IN A DARK AGE OF UNENDING WAR AND VIOLENCE, ONE YOUNG WARRIOROPPOSES A MIGHTY KING TO FORGE A NEW PATH TO PEACE...
During the savage Frankish-Saxon wars, the moving force of his age, Karl der Grosse, King Charlemagne, fights and rules like the pagan enemies he seeks to conquer. But in the long shadow of war and genocide, a spark of enlightenment grows, and the king turns to learned men to help him lead his empire to prosperity.

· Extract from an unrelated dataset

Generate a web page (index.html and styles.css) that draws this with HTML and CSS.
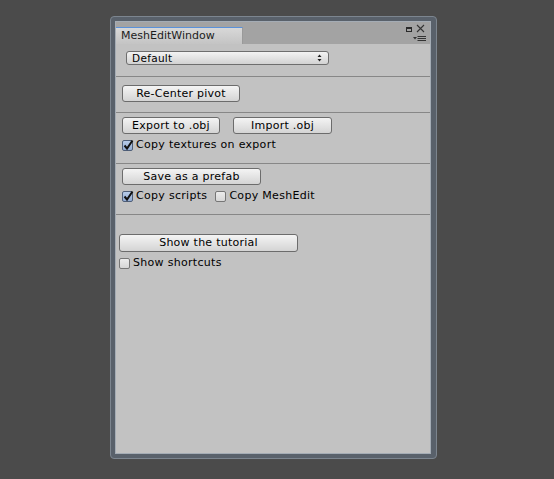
FILE: index.html
```html
<!DOCTYPE html>
<html lang="en">
<head>
    <meta charset="UTF-8">
    <title>MeshEditWindow</title>
    <link rel="stylesheet" href="styles.css">
</head>
<body>
    <div class="window">
        <div class="panel">
            <div class="tabbar">
                <div class="tab">MeshEditWindow</div>
                <svg class="win-icons" width="26" height="22" viewBox="0 0 26 22">
                    <rect x="2.5" y="5.5" width="5" height="4" fill="none" stroke="#2a2a2a" stroke-width="1"/>
                    <rect x="2" y="5" width="6" height="2" fill="#2a2a2a"/>
                    <path d="M13 3 L20 10 M20 3 L13 10" stroke="#333" stroke-width="1.1"/>
                    <path d="M9 15 L13 15 L11 17.5 Z" fill="#333"/>
                    <path d="M13.5 14.5 H22 M13.5 16.5 H22 M13.5 18.5 H22" stroke="#333" stroke-width="1"/>
                </svg>
            </div>

            <div class="content">
                <div class="popup">
                    <span>Default</span>
                    <svg width="5" height="8" viewBox="0 0 5 8">
                        <path d="M0.5 3 L2.5 0.5 L4.5 3 Z M0.5 5 L2.5 7.5 L4.5 5 Z" fill="#222"/>
                    </svg>
                </div>

                <div class="sep sep-first"></div>

                <button class="btn btn-recenter">Re-Center pivot</button>

                <div class="sep sep-second"></div>

                <div class="row">
                    <button class="btn btn-export">Export to .obj</button>
                    <button class="btn btn-import">Import .obj</button>
                </div>
                <div class="checks checks-export">
                    <label class="check"><span class="box on"><svg width="13" height="13" viewBox="0 0 13 13"><path d="M2.5 6.5 L5 9.5 L10.5 1.5" fill="none" stroke="#111" stroke-width="2"/></svg></span>Copy textures on export</label>
                </div>

                <div class="sep sep-third"></div>

                <button class="btn btn-prefab">Save as a prefab</button>
                <div class="checks checks-prefab">
                    <label class="check"><span class="box on"><svg width="13" height="13" viewBox="0 0 13 13"><path d="M2.5 6.5 L5 9.5 L10.5 1.5" fill="none" stroke="#111" stroke-width="2"/></svg></span>Copy scripts</label>
                    <label class="check"><span class="box"></span>Copy MeshEdit</label>
                </div>

                <div class="sep sep-fourth"></div>

                <button class="btn btn-tutorial">Show the tutorial</button>
                <div class="checks checks-tutorial">
                    <label class="check"><span class="box"></span>Show shortcuts</label>
                </div>
            </div>
        </div>
    </div>
</body>
</html>
```

FILE: styles.css
```css
html, body { margin: 0; padding: 0; }
body {
    background: #4b4b4b;
    width: 554px;
    height: 479px;
    overflow: hidden;
    font-family: "DejaVu Sans", Verdana, sans-serif;
    font-size: 11px;
    color: #000;
}

.window {
    box-sizing: border-box;
    margin: 16px 0 0 110px;
    width: 327px;
    height: 443px;
    background: #59616b;
    border: 1px solid #7c858f;
    border-radius: 4px;
    padding: 4px 5px 4px 4px;
}
.panel {
    box-sizing: border-box;
    height: 100%;
    border: 1px solid #a4acb5;
    background: #c2c2c2;
    display: flex;
    flex-direction: column;
}

.tabbar {
    height: 22px;
    background: #a3a3a3;
    display: flex;
    align-items: flex-end;
}
.tab {
    box-sizing: border-box;
    width: 127px;
    height: 17px;
    padding: 1px 0 0 5px;
    border-top: 1px solid #5b92da;
    border-right: 1px solid #9a9a9a;
    background: linear-gradient(#d8d8d8, #c4c4c4);
    color: #1c1c1c;
    line-height: 14px;
}
.win-icons { margin-left: auto; align-self: flex-start; }

.content { flex: 1; display: flex; flex-direction: column; align-items: flex-start; }

.popup {
    box-sizing: border-box;
    margin: 7px 0 0 10px;
    width: 203px;
    height: 14px;
    padding: 0 6px 0 5px;
    border: 1px solid #6e6e6e;
    border-radius: 3px;
    background: linear-gradient(#f3f3f3, #d2d2d2);
    display: flex;
    align-items: center;
    justify-content: space-between;
    font-size: 10.5px;
    letter-spacing: 0.3px;
    line-height: 12px;
}

.sep { align-self: stretch; height: 1px; background: #878787; }
.sep-first { margin-top: 11px; }
.sep-second { margin-top: 10px; }
.sep-third { margin-top: 10px; }
.sep-fourth { margin-top: 10px; }

.btn {
    box-sizing: border-box;
    height: 17px;
    padding: 0;
    margin: 0;
    border: 1px solid #6c6c6c;
    border-radius: 3px;
    background: linear-gradient(#f4f4f4, #d4d4d4);
    font: inherit;
    letter-spacing: 0.25px;
    color: #000;
    line-height: 14px;
    text-align: center;
}
.btn-recenter { margin: 8px 0 0 6px; width: 118px; }
.row { display: flex; margin: 4px 0 0 6px; gap: 13px; }
.btn-export { width: 98px; }
.btn-import { width: 99px; }
.btn-prefab { margin: 4px 0 0 6px; width: 139px; }
.btn-tutorial { margin: 19px 0 0 3px; width: 179px; height: 18px; }

.checks { display: flex; gap: 8px; height: 16px; }
.checks-export { margin: 3px 0 0 6px; }
.checks-prefab { margin: 3px 0 0 6px; }
.checks-tutorial { margin: 3px 0 0 3px; }

.check {
    display: flex;
    align-items: center;
    letter-spacing: 0.3px;
    line-height: 16px;
}
.box {
    box-sizing: border-box;
    position: relative;
    width: 11px;
    height: 11px;
    margin-right: 3px;
    border: 1px solid #767676;
    border-radius: 2px;
    background: linear-gradient(#ececec, #d6d6d6);
}
.box.on { background: linear-gradient(#b7cbe8, #93acd4); border-color: #4e5e78; }
.box svg { position: absolute; left: -1px; top: -2px; }
```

One of these men is the unlikely young warrior Sebastian. Raised in an isolated fortress on the wild Saxon border, Sebastian balances his time in the training yard with hours teaching himself to read, seeking answers to the great mysteries of life during an age when such pastimes were scorned by fighting men. Sebastian's unique combination of skills endears him to Charlemagne and to the ladies of the king's court, though the only woman to hold his heart is forbidden to him. As the king determines to surround himself with men who can both fight and think beyond the fighting, Sebastian becomes one of the privileged few to hold the king's ear.
But the favor of the king does not come without cost. As Charlemagne's vassals grapple for power, there are some who will do anything to se Sebastian fall from grace, including his ruthless cousin, Konrad, whose hatred and jealousy threaten to destroy everything Sebastian holds dear. And as Sebastian increasingly finds himself at odds with the king's brutal methods of domination and vengeance, his ingrained sense of honor and integrity lead him to the edge of treason, perilously pitting himself against the most powerful man of his age.
This fast-paced adventure story brings Charlemagne's realm to life as the vicious Christian-pagan wars of the eighth century decide the fate of Europe. Filled with action, intrigue, and romance, Sebastian's Way is a riveting and colorful recreation of the world of Europe's greatest medieval monarch.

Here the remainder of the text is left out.